>>>
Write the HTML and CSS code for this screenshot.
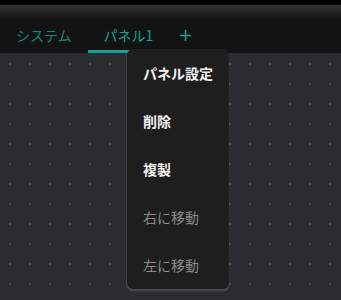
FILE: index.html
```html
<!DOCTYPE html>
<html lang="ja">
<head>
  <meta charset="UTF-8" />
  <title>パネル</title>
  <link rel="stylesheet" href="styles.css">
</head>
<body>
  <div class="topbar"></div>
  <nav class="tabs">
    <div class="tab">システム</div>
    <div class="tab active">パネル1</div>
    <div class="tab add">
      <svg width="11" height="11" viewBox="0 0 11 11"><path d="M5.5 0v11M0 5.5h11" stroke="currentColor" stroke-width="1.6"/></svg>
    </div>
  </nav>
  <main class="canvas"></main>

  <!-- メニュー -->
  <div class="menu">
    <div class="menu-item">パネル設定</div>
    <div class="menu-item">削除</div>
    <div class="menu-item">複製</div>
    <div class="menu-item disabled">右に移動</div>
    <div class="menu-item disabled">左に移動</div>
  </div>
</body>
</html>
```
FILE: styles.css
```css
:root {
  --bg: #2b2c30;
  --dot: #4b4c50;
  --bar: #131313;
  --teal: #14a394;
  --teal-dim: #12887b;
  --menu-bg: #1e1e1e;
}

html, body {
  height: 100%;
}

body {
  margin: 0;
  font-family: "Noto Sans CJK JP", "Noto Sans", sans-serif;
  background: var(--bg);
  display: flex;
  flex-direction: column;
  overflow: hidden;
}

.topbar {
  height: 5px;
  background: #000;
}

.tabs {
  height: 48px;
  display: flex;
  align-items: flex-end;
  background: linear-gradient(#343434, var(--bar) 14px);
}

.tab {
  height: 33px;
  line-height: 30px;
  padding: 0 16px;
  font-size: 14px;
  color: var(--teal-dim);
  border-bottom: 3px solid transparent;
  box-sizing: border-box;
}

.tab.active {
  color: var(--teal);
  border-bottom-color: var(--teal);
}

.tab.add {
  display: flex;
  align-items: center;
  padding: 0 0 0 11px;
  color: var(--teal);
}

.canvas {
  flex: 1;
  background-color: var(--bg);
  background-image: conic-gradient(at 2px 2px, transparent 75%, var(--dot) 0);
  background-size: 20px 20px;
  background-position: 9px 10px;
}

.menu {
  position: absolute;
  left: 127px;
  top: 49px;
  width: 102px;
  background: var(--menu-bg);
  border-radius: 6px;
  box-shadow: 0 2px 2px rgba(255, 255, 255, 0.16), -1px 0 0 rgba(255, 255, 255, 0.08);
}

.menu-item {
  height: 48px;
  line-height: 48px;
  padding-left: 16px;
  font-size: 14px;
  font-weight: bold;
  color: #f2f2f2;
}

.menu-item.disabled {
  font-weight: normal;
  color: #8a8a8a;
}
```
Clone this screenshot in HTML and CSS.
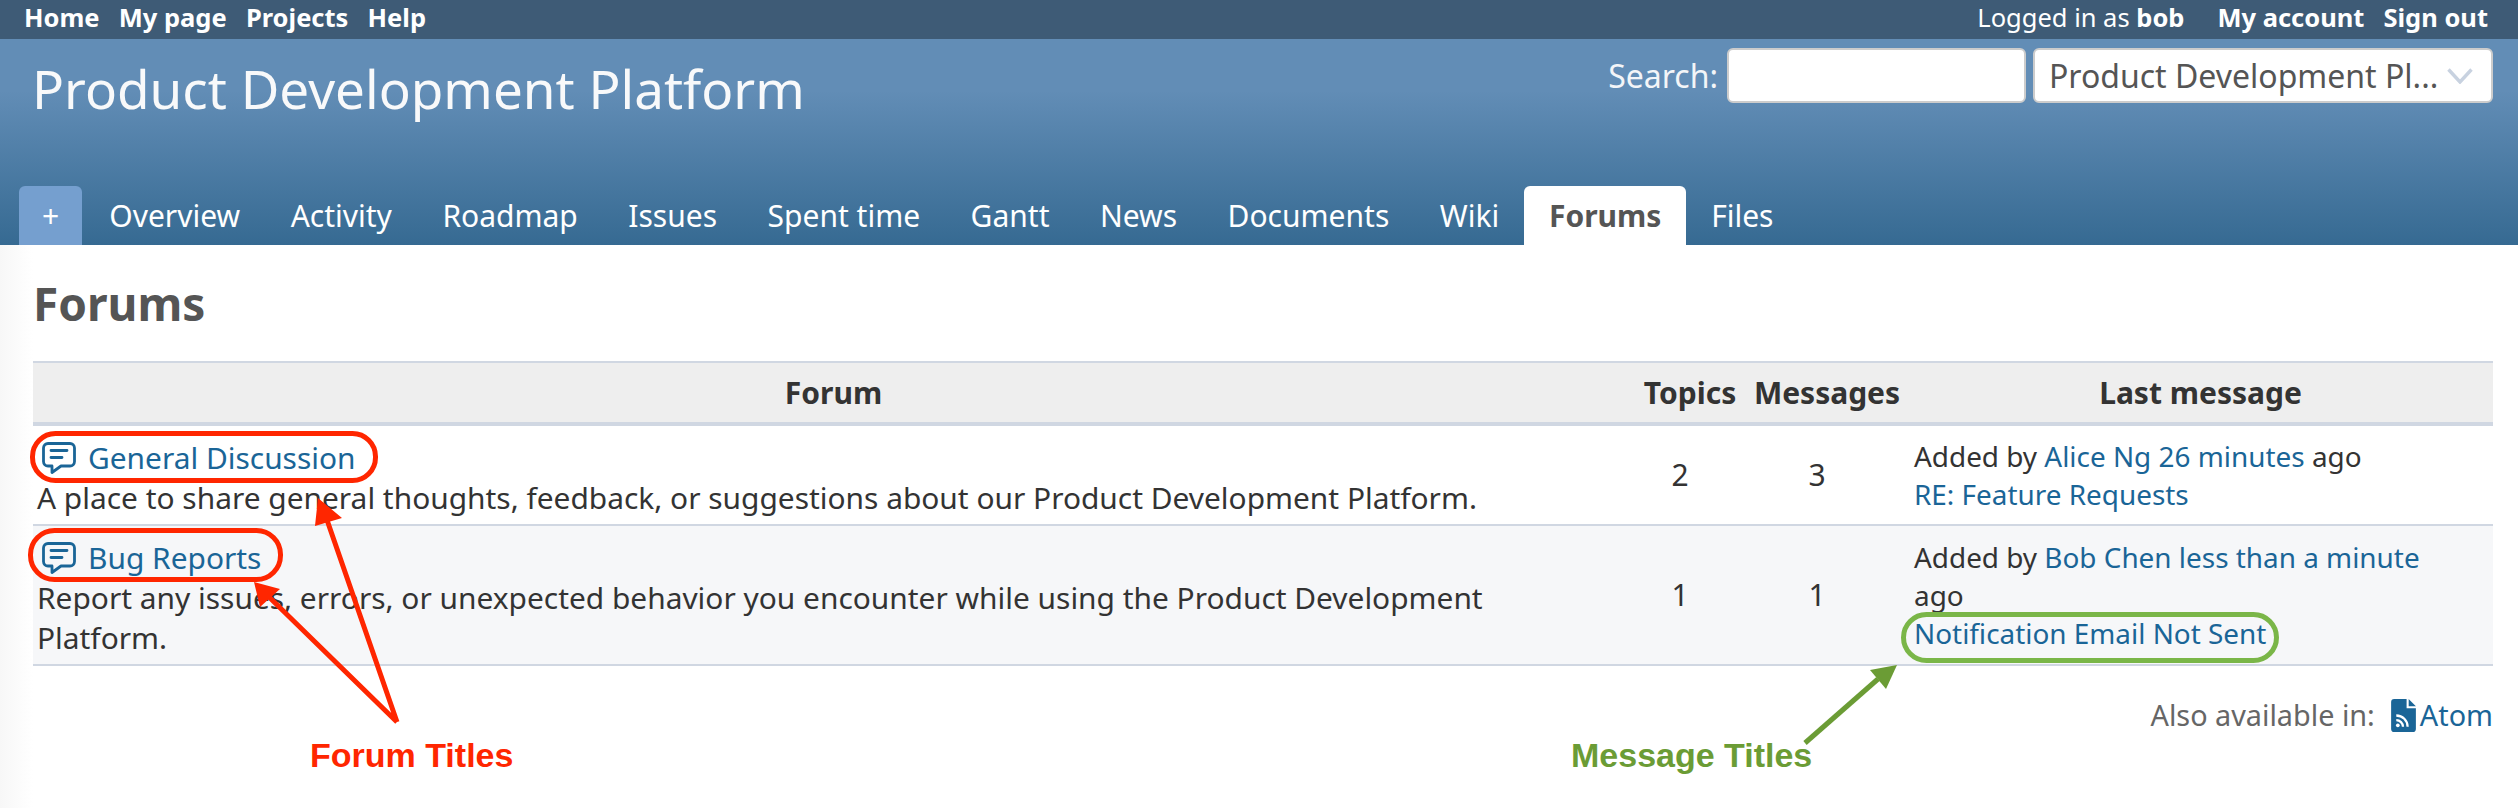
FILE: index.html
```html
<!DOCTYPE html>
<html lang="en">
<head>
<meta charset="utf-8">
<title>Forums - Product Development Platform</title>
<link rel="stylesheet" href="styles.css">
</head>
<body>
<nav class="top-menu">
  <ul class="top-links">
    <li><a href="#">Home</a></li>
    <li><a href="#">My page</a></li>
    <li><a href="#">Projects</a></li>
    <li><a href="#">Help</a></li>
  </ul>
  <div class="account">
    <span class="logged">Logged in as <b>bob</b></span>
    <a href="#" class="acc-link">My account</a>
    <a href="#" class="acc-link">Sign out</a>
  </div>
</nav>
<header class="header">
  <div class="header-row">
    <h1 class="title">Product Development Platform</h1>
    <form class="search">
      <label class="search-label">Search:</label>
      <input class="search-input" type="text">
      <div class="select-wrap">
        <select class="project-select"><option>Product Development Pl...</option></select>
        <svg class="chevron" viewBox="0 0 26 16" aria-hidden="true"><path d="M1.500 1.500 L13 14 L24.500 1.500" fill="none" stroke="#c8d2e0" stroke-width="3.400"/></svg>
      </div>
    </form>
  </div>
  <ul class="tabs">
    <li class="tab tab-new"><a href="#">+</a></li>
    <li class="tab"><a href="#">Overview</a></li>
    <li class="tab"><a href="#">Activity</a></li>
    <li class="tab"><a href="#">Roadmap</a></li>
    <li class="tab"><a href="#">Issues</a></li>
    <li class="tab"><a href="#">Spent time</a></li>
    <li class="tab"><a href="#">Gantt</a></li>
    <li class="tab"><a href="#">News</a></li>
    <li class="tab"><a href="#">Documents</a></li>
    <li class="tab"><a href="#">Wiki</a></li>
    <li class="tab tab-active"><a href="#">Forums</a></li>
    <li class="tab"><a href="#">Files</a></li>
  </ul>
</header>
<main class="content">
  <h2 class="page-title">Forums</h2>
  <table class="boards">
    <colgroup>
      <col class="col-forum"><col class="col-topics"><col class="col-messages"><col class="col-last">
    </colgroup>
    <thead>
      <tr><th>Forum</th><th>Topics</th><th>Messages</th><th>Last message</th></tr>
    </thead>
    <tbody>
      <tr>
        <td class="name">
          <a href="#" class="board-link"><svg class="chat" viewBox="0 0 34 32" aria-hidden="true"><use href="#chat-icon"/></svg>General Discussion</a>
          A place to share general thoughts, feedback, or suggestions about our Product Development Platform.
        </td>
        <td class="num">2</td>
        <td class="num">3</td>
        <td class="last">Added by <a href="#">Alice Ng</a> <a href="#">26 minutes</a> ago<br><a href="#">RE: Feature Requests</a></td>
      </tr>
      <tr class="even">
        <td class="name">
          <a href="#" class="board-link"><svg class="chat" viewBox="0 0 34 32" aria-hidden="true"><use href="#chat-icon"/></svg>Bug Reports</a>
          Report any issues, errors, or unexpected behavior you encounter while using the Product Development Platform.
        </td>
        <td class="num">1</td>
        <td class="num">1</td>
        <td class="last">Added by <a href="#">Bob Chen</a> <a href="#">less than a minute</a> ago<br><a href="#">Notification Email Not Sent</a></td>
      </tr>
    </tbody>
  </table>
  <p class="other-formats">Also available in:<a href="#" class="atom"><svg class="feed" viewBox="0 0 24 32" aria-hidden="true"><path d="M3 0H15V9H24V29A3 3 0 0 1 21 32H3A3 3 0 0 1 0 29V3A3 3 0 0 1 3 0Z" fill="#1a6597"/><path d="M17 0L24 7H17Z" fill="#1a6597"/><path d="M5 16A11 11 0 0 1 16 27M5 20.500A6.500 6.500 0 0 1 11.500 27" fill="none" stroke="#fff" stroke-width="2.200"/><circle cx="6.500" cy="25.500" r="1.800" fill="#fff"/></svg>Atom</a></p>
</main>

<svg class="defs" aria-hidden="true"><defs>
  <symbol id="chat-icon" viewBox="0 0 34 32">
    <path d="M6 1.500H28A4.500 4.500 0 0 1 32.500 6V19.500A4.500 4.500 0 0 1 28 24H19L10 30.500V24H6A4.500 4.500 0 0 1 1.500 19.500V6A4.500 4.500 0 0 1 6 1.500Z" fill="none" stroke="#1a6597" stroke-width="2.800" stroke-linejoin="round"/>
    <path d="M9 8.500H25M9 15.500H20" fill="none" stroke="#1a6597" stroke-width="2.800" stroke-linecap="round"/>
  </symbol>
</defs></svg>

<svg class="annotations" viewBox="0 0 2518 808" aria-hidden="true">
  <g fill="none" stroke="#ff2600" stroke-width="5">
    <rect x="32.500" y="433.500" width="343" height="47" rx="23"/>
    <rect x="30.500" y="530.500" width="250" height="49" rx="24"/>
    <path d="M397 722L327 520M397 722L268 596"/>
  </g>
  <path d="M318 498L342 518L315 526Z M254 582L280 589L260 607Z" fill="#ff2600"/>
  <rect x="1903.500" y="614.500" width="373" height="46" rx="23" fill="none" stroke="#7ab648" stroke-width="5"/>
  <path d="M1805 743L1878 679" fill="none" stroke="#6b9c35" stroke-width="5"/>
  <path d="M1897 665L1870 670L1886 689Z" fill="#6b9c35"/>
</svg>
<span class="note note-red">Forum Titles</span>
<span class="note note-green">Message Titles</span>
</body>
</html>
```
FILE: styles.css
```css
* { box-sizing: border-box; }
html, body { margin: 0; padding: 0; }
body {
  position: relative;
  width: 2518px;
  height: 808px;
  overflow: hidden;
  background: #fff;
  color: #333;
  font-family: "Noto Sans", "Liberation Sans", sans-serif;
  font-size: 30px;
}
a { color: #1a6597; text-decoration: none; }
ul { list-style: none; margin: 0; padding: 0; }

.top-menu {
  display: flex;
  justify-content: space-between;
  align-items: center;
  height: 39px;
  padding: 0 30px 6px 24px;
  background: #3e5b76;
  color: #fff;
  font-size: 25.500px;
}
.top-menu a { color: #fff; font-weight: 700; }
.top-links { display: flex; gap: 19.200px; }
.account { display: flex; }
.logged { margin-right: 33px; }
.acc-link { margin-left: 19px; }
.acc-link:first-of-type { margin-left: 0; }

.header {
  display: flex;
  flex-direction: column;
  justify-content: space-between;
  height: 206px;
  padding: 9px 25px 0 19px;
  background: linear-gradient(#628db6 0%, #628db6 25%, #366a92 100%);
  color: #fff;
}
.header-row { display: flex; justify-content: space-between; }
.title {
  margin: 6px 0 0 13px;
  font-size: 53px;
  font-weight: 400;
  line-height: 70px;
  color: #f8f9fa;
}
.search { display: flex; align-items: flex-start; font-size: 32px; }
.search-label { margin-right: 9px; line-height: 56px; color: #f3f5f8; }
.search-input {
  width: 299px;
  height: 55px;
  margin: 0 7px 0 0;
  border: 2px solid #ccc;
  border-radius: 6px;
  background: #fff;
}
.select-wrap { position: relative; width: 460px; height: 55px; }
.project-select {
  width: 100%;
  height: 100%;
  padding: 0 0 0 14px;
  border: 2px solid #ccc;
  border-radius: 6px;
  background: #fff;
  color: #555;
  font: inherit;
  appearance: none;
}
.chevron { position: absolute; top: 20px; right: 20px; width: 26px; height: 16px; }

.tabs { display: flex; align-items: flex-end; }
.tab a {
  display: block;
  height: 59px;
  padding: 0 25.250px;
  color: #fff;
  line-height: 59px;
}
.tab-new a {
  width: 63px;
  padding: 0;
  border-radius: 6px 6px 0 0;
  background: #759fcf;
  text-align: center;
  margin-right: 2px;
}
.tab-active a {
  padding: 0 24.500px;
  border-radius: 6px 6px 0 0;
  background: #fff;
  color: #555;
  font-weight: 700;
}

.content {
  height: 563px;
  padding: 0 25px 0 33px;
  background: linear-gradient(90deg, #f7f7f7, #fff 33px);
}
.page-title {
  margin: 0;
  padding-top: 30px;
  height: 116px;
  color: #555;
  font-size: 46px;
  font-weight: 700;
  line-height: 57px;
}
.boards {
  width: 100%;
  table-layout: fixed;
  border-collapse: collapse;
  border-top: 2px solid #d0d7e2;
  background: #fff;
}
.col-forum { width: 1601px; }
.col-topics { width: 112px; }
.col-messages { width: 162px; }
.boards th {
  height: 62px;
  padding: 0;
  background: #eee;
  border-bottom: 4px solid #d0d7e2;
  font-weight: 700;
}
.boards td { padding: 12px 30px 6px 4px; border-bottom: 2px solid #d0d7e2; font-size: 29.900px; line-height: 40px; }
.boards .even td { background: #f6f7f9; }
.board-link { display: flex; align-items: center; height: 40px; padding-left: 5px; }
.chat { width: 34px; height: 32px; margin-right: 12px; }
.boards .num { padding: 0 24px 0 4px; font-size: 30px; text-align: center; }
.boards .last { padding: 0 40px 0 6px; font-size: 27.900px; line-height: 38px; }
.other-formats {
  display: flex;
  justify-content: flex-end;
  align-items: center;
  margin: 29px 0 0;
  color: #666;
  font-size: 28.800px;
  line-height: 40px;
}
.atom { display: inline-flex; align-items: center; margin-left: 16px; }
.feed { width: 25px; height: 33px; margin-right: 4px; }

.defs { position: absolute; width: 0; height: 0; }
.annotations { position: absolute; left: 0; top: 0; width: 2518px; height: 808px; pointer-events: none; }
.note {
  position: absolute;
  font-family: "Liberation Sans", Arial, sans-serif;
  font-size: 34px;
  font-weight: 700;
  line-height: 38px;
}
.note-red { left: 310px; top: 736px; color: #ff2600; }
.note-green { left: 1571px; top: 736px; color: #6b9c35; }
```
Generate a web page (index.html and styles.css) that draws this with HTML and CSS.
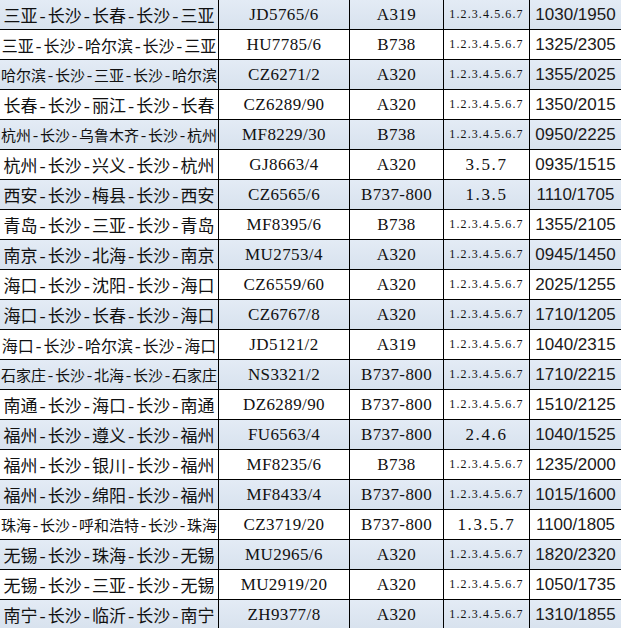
<<<
- TASK
All lines holding the word "screenshot" should be picked out and copied.

- EXERCISE RESULT
Write the HTML and CSS code for this screenshot.
Clone this screenshot in HTML and CSS.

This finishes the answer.